What makes a good password? Unpredictability, mixed with unique meaning to the user. Weafer suggests using a phrase such as "I was born in Los Angeles 20 years ago." Easy to remember, hard to guess and at 30 characters, harder to hack.

Still, no password is safe. Hackers have an effective arsenal. "Brute force" attacks try all possible combinations, character by character, to attack a target. Dictionary-based routines compare up to 100,000 words in a few seconds. "Syllable" checkers pick up on bogus word forms. "Rule-based" attacks sniff out repetitive passwords.

The question, says Pete Ashdown, president of Salt Lake City Internet service provider Xmission, is not whether a password can be cracked, but how to make it so time consuming that hackers won't want to try to guess it.

Jay Christofferson, associate professor at Brigham Young University's School of Technology, uses one of several commercially available programs that lock away and automatically trigger passwords as needed.

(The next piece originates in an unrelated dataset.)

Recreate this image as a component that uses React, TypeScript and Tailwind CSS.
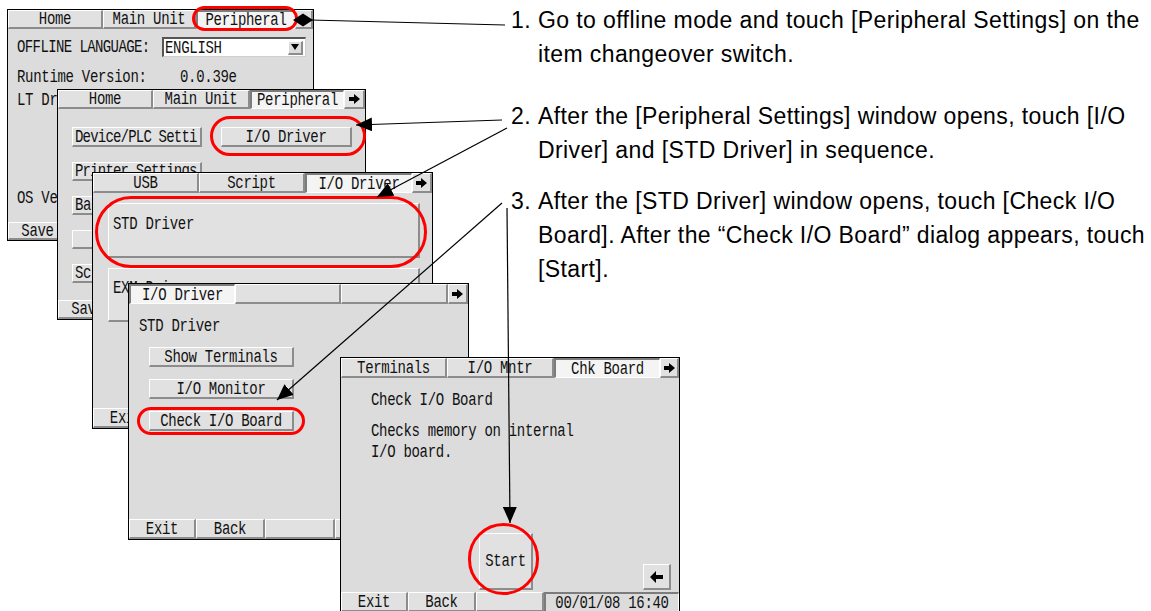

"To me, it's more and more a nuisance, almost trying to keep honest people honest," Christofferson says. He gives a lukewarm endorsement to fingerprint and retinal scanners.

Jay Lepreau, a University of Utah research professor of computer science, isn't as ready to abandon passwords for high-tech gadgetry. His solution: "Store them on a piece of paper. Seriously. How often is your wallet stolen, where perhaps you store your passwords, or a locked desk drawer, broken into?